Nataniel Delgado, OF, Angels
Physically mature 18-year-old who doesn’t turn 19 until late October; impressed in his pro debut in the AZL in 2013 after signing for $280K out of the DR; left/left; lacks body projection beyond natural strength gains, but possesses at least average present raw power; naturally strong with big hands; high waist; size to round thighs and butt that I noticed without staring before moving on; stands about 6 feet; calm, quiet, poised, confident demeanor; not very vocal, but seems sort of business-like; it’s a convenient comparison, but game and style remind me of Garret Anderson;
Very simple and balanced at the plate; simple and repeatable short hand load and stride, keeping his weight back; seems to have a feel for the K-zone, but is very aggressive in the zone; only seems to take a pitch over the plate when he decides he is going to beforehand; natural feel for the barrel; good leverage and solid base on contact; uses whole field; line-drive approach, but has home run power from RCF-pull; stayed back well on 0-1 changeup on the outside corner, hitting a hard groundball out to SS; moves okay, but a below-average runner; better body control than speed; stayed in well vs LHP; lined a double off the base of the left field wall on a 90 mph FB from a low-slot, slinging lefty; kept front shoulder in and drove the ball with low-effort swing; I think he is going to hit.
In the field, I have seen Delgado play both LF and RF; probably best suited for left; average arm, but a very quick release from a low three-quarters slot; moves fluidly; natural actions; smooth, but plays a little too casually; got caught in between on a hard liner that short-hopped his feet, and allowed it to get by; overall though, I didn’t see any issues.
To me, he looks like a player who is emotionally mature enough and physically ready to play in the Midwest League.
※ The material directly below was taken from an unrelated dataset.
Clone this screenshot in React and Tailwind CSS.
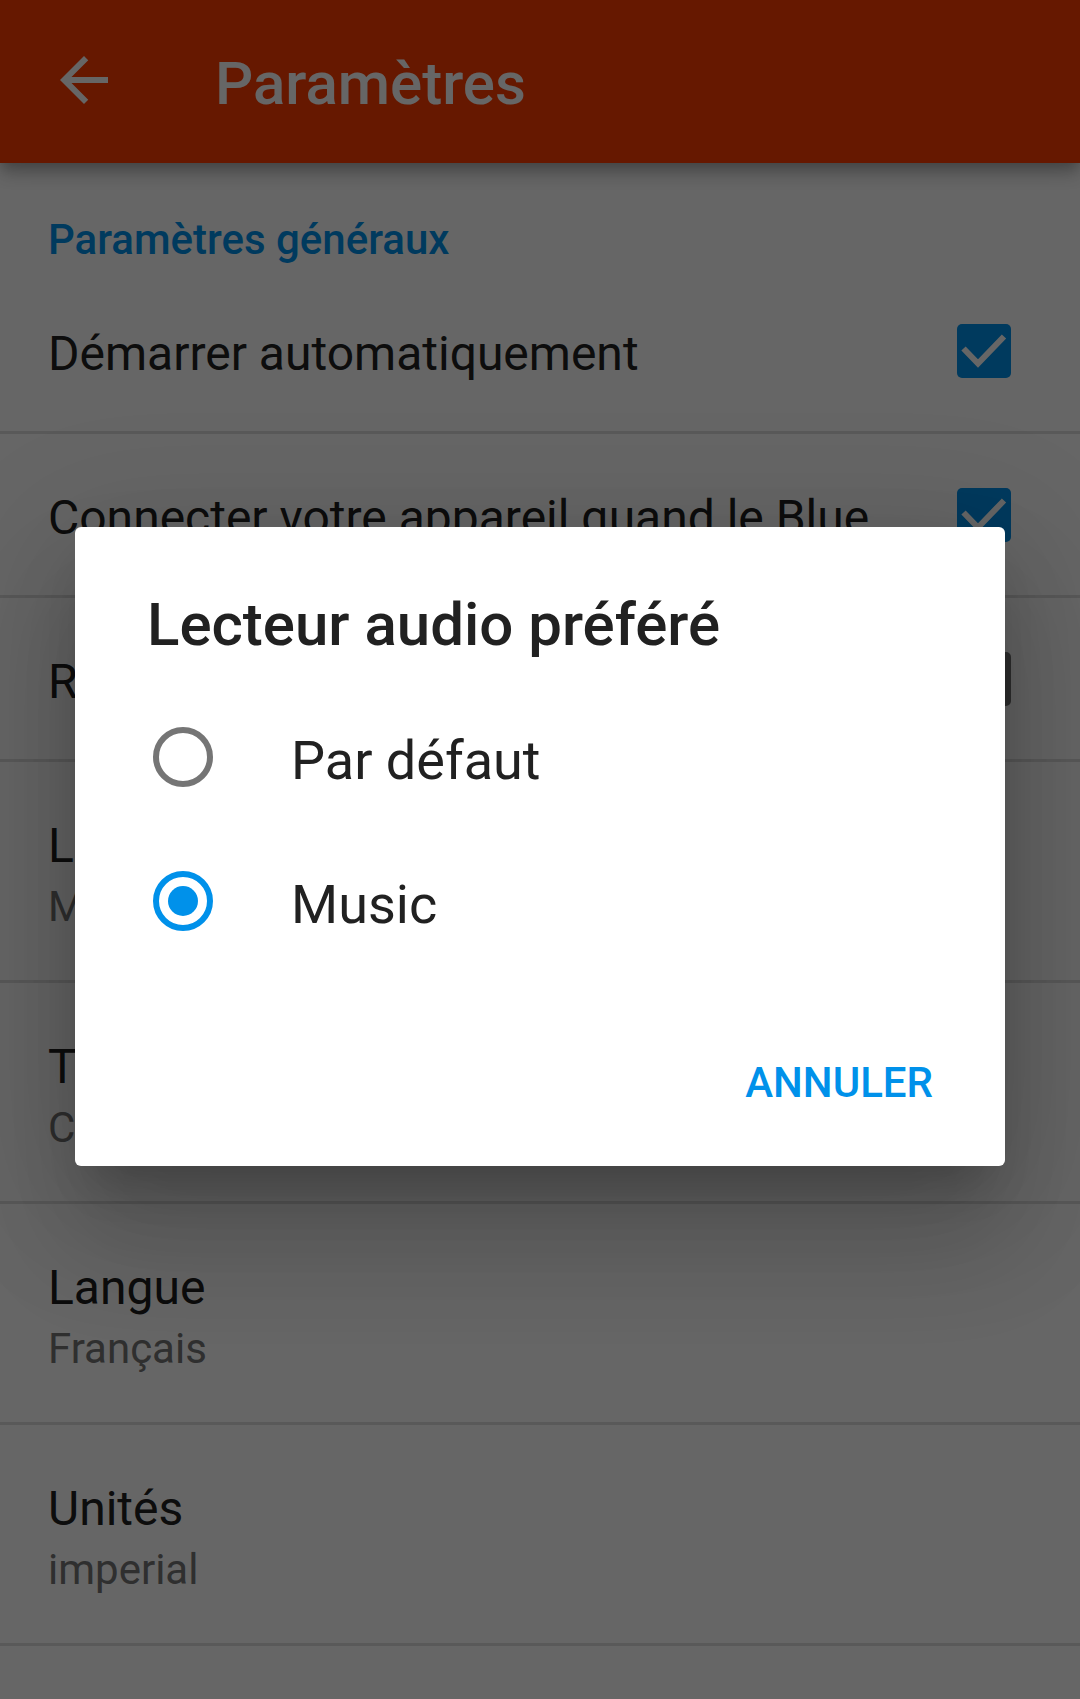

He might struggle some, but he has nothing to prove in the AZL. I do, however, think he has the potential to be a quality major-league bat who will provide average major-league defense in an outfield corner.
Sergio Alcantara, SS, Diamondbacks
Looking at statistics from the AZL without any context is an exercise in futility, but when a 16-year-old shortstop leads the league in walks with a 44-36 K:BB ratio it is hard not to take notice; Alcantra is well proportioned, but scrawny; not too far off from listed 5-foot-10, 150; swing is short and slappy; makes contact, but not strong enough to do much damage; that being said, I think the walks are for real; crowds the plate with a straight-on crouched stance, and does not flinch as he comfortably watches the pitch into the catcher’s glove.
Seems to enjoy showing off a plus arm from the hole at shortstop between innings, but he gears up to get there; I haven’t seen him tested, but shows good instincts; should be able to stay there until proven otherwise; as an athlete, moves well, but has a fringy top gear; might improve as he ages and get stronger; runs the bases well; I am a fan overall; despite lacking flashy power and speed, Alcantara plays with confidence; for someone who likely only played a handful of real games before signing in 2012, he displays the baseball instincts of a prodigy.